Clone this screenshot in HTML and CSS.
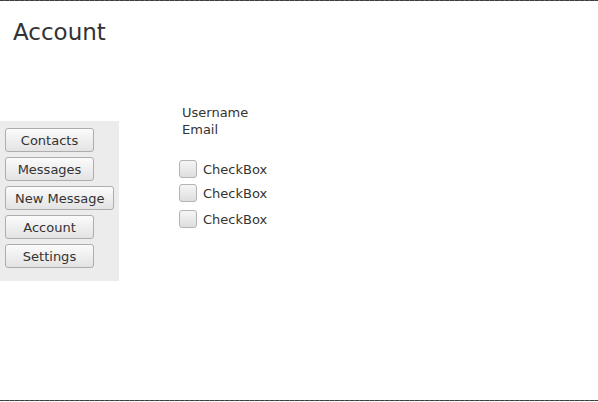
FILE: index.html
```html
<!DOCTYPE html>
<html>
<head>
<meta charset="utf-8">
<link rel="stylesheet" href="styles.css">
</head>
<body>
<div class="window">
  <div class="rule"></div>
  <h1 class="title">Account</h1>
  <div class="main">
    <nav class="sidebar">
      <button class="btn">Contacts</button>
      <button class="btn">Messages</button>
      <button class="btn">New Message</button>
      <button class="btn">Account</button>
      <button class="btn">Settings</button>
    </nav>
    <section class="content">
      <div class="labels">
        <div class="label">Username</div>
        <div class="label">Email</div>
      </div>
      <label class="check first"><span class="box"></span><span class="check-text">CheckBox</span></label>
      <label class="check second"><span class="box"></span><span class="check-text">CheckBox</span></label>
      <label class="check third"><span class="box"></span><span class="check-text">CheckBox</span></label>
    </section>
  </div>
  <div class="spacer"></div>
  <div class="rule"></div>
</div>
</body>
</html>
```

FILE: styles.css
```css
html, body {
  margin: 0;
  padding: 0;
  background: #ffffff;
}
body {
  width: 598px;
  height: 402px;
  overflow: hidden;
  font-family: "DejaVu Sans", sans-serif;
  color: #333333;
}
.window {
  display: flex;
  flex-direction: column;
  height: 401px;
}
.rule {
  height: 1px;
  flex: none;
  background: repeating-linear-gradient(90deg, #3c3c3c 0 4px, #6a6a6a 4px 5px);
}
.title {
  margin: 18px 0 0 13px;
  font-size: 23px;
  font-weight: normal;
  line-height: 27px;
  color: #333333;
  flex: none;
}
.main {
  display: flex;
  margin-top: 58px;
  flex: none;
}
.sidebar {
  width: 119px;
  height: 160px;
  box-sizing: border-box;
  margin-top: 17px;
  padding: 7px 5px;
  background: #ececec;
  display: flex;
  flex-direction: column;
  align-items: flex-start;
  gap: 5px;
}
.btn {
  height: 24px;
  min-width: 89px;
  box-sizing: border-box;
  padding: 2px 9px 0;
  border: 1px solid #adadad;
  border-radius: 3px;
  background: linear-gradient(#fbfbfb, #e3e3e3);
  font-family: "DejaVu Sans", sans-serif;
  font-size: 13px;
  color: #333333;
  line-height: 20px;
  white-space: nowrap;
}
.content {
  margin-left: 60px;
  display: flex;
  flex-direction: column;
  align-items: flex-start;
}
.labels {
  padding-left: 3px;
}
.label {
  font-size: 13px;
  line-height: 17px;
}
.check {
  display: flex;
  align-items: center;
  gap: 6px;
  height: 18px;
  font-size: 13px;
}
.check.first { margin-top: 22px; }
.check.second { margin-top: 6px; }
.check.third { margin-top: 8px; }
.box {
  width: 18px;
  height: 18px;
  box-sizing: border-box;
  border: 1px solid #b4b4b4;
  border-radius: 3px;
  background: linear-gradient(#f6f6f6, #dedede);
}
.check-text {
  line-height: 18px;
  position: relative;
  top: 1px;
}
.spacer {
  flex: 1;
}
```
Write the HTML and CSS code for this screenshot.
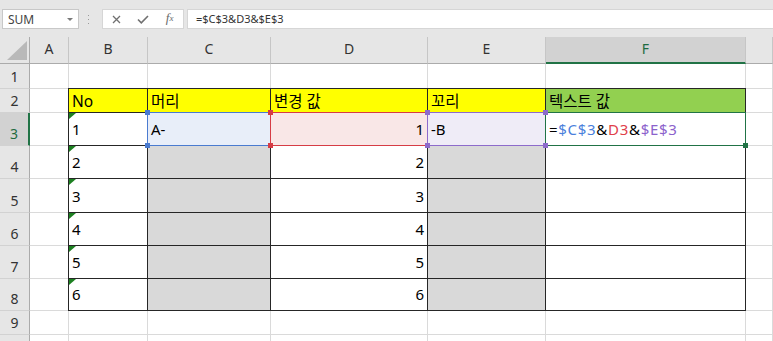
_ _ _ _ _
● Exercise requirements
In this exercise, set down all of the data exactly, without the pictures.

● Response to the exercise
Clone this screenshot in HTML and CSS.
FILE: index.html
```html
<!DOCTYPE html>
<html>
<head>
<meta charset="utf-8">
<link rel="stylesheet" href="styles.css">
</head>
<body>
<div class="window">
  <div class="rule"></div>
  <h1 class="title">Account</h1>
  <div class="main">
    <nav class="sidebar">
      <button class="btn">Contacts</button>
      <button class="btn">Messages</button>
      <button class="btn">New Message</button>
      <button class="btn">Account</button>
      <button class="btn">Settings</button>
    </nav>
    <section class="content">
      <div class="labels">
        <div class="label">Username</div>
        <div class="label">Email</div>
      </div>
      <label class="check first"><span class="box"></span><span class="check-text">CheckBox</span></label>
      <label class="check second"><span class="box"></span><span class="check-text">CheckBox</span></label>
      <label class="check third"><span class="box"></span><span class="check-text">CheckBox</span></label>
    </section>
  </div>
  <div class="spacer"></div>
  <div class="rule"></div>
</div>
</body>
</html>
```

FILE: styles.css
```css
html, body {
  margin: 0;
  padding: 0;
  background: #ffffff;
}
body {
  width: 598px;
  height: 402px;
  overflow: hidden;
  font-family: "DejaVu Sans", sans-serif;
  color: #333333;
}
.window {
  display: flex;
  flex-direction: column;
  height: 401px;
}
.rule {
  height: 1px;
  flex: none;
  background: repeating-linear-gradient(90deg, #3c3c3c 0 4px, #6a6a6a 4px 5px);
}
.title {
  margin: 18px 0 0 13px;
  font-size: 23px;
  font-weight: normal;
  line-height: 27px;
  color: #333333;
  flex: none;
}
.main {
  display: flex;
  margin-top: 58px;
  flex: none;
}
.sidebar {
  width: 119px;
  height: 160px;
  box-sizing: border-box;
  margin-top: 17px;
  padding: 7px 5px;
  background: #ececec;
  display: flex;
  flex-direction: column;
  align-items: flex-start;
  gap: 5px;
}
.btn {
  height: 24px;
  min-width: 89px;
  box-sizing: border-box;
  padding: 2px 9px 0;
  border: 1px solid #adadad;
  border-radius: 3px;
  background: linear-gradient(#fbfbfb, #e3e3e3);
  font-family: "DejaVu Sans", sans-serif;
  font-size: 13px;
  color: #333333;
  line-height: 20px;
  white-space: nowrap;
}
.content {
  margin-left: 60px;
  display: flex;
  flex-direction: column;
  align-items: flex-start;
}
.labels {
  padding-left: 3px;
}
.label {
  font-size: 13px;
  line-height: 17px;
}
.check {
  display: flex;
  align-items: center;
  gap: 6px;
  height: 18px;
  font-size: 13px;
}
.check.first { margin-top: 22px; }
.check.second { margin-top: 6px; }
.check.third { margin-top: 8px; }
.box {
  width: 18px;
  height: 18px;
  box-sizing: border-box;
  border: 1px solid #b4b4b4;
  border-radius: 3px;
  background: linear-gradient(#f6f6f6, #dedede);
}
.check-text {
  line-height: 18px;
  position: relative;
  top: 1px;
}
.spacer {
  flex: 1;
}
```
Write the HTML and CSS code for this screenshot.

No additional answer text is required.